Similarly, the National President of Oil and Gas Service Providers Association of Nigeria, Colman Obasi, said: “Already, the Engr. Komolafe-led team at the NUPRC has done so much to enable businesses in the industry. For instance, NUPRC developed regulations, giving meaning and intent to the PIA, to ensure that all bottlenecks associated with regulatory processes are eliminated or minimized, to entrench seamless upstream petroleum operations.
“The gazetted regulations include Petroleum Licensing Round Regulations 2022, Petroleum Royalty Regulations 2022, Conversion and Renewal (Licences and Lease), Nigeria Upstream Petroleum Host Communities Development Regulations 2022, Domestic Gas Delivery Obligations Regulations 2022, Nigeria Upstream Petroleum Measurement Regulations 2023, Production Curtailment and Domestic Crude supply Obligation Regulations, 2023, Frontier Basins Exploration Fund Administration Regulations, 2023, Nigeria Upstream Decommissioning and Abandonment Regulations 2023, Significant Crude Oil and Gas Discovery Regulations, 2023, Gas Flaring, Venting and Methane Emission (Prevention of Waste and Pollution) Regulations, 2023 and Nigeria Upstream Petroleum Unitization Regulations, 2023.
“The 14 draft regulations awaiting gazetting include Upstream Petroleum Fees and Rent Regulations, Acreage Management Drilling and Production Regulations, Upstream Environmental Remediation Fund Regulations, Upstream Petroleum Safety Regulations, Upstream Petroleum Environmental Regulations, Upstream Petroleum Measurement Regulations, Advance Cargo Declaration Regulations, Draft Upstream Commercial Operations Regulations, Draft upstream Petroleum Code of Conduct & Compliance Regulations, Draft Upstream Petroleum Development Contract Administration Regulations, Draft Upstream Revocation of licences and Lease Regulations, Draft Upstream Petroleum Assignment of Interest Regulations, Draft Nigerian upstream Petroleum (Administrative Harmonisation) Regulations and Draft Amendment to the Nigerian Upstream Petroleum Host Communities Development Regulations 2022.
“The NUPRC has held many stakeholder engagements on the commission’s Draft Regulatory Framework for Energy Transition, Decarbonisation and Carbon Monetisation and incorporated the inputs arising from the engagements into the regulatory framework, which will not only govern the activities of the newly established Energy Transition and Carbon Monetisation Division of the Commission but those of the entire industry in considering Energy Transition in oil and gas field development.
“As a business enabler, the NUPRC has intentionally attracted many local and foreign investors to Nigeria’s oil and gas industry, thus culminating in Nigeria’s oil reserves rising to 37.50 billion barrels in 2024, from 36.966 billion barrels recorded on January 1, 2023, while natural gas rose to 209 trillion cubic feet on January 1, 2024, from 208.83TCF recorded over the corresponding period last year.

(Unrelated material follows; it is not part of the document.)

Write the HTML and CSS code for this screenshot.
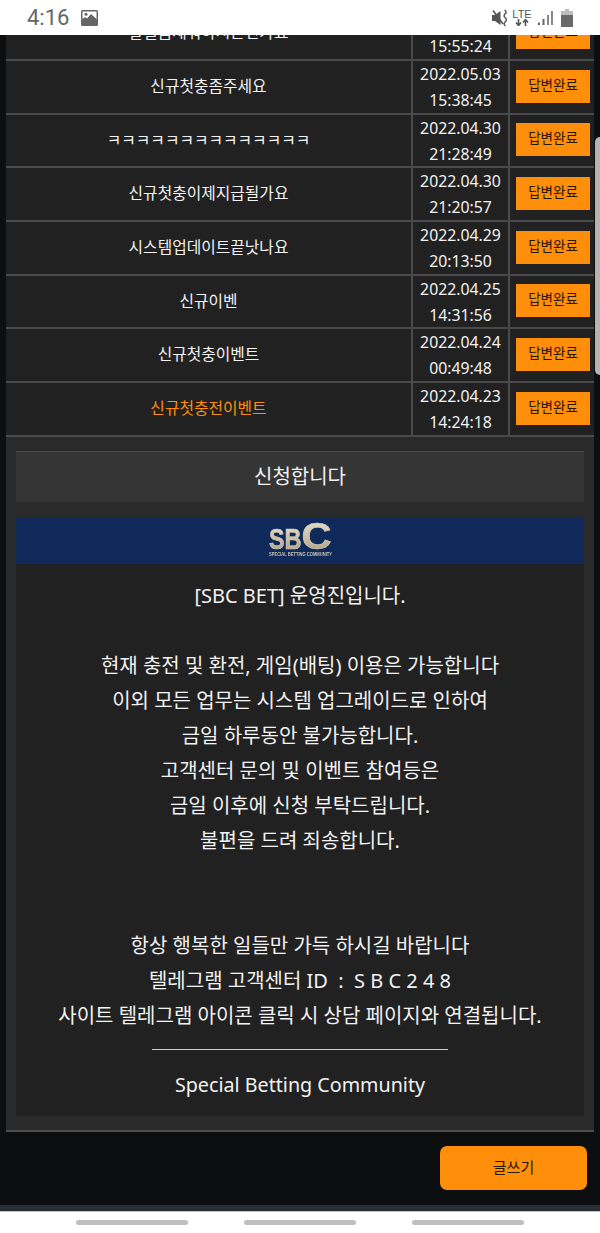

“The commission has taken deliberate steps to drive the decade of gas programme declared by the Federal Government through more aggressive development of the nation’s huge gas resources, enhanced exploration activities, development of utilisation schemes leading to gas reserves growth, increased gas production, maturation of domestic and export gas markets, in addition to gas flare elimination and commercialisation through the Nigeria Gas Flare Commercialisation Programme (NGFCP).”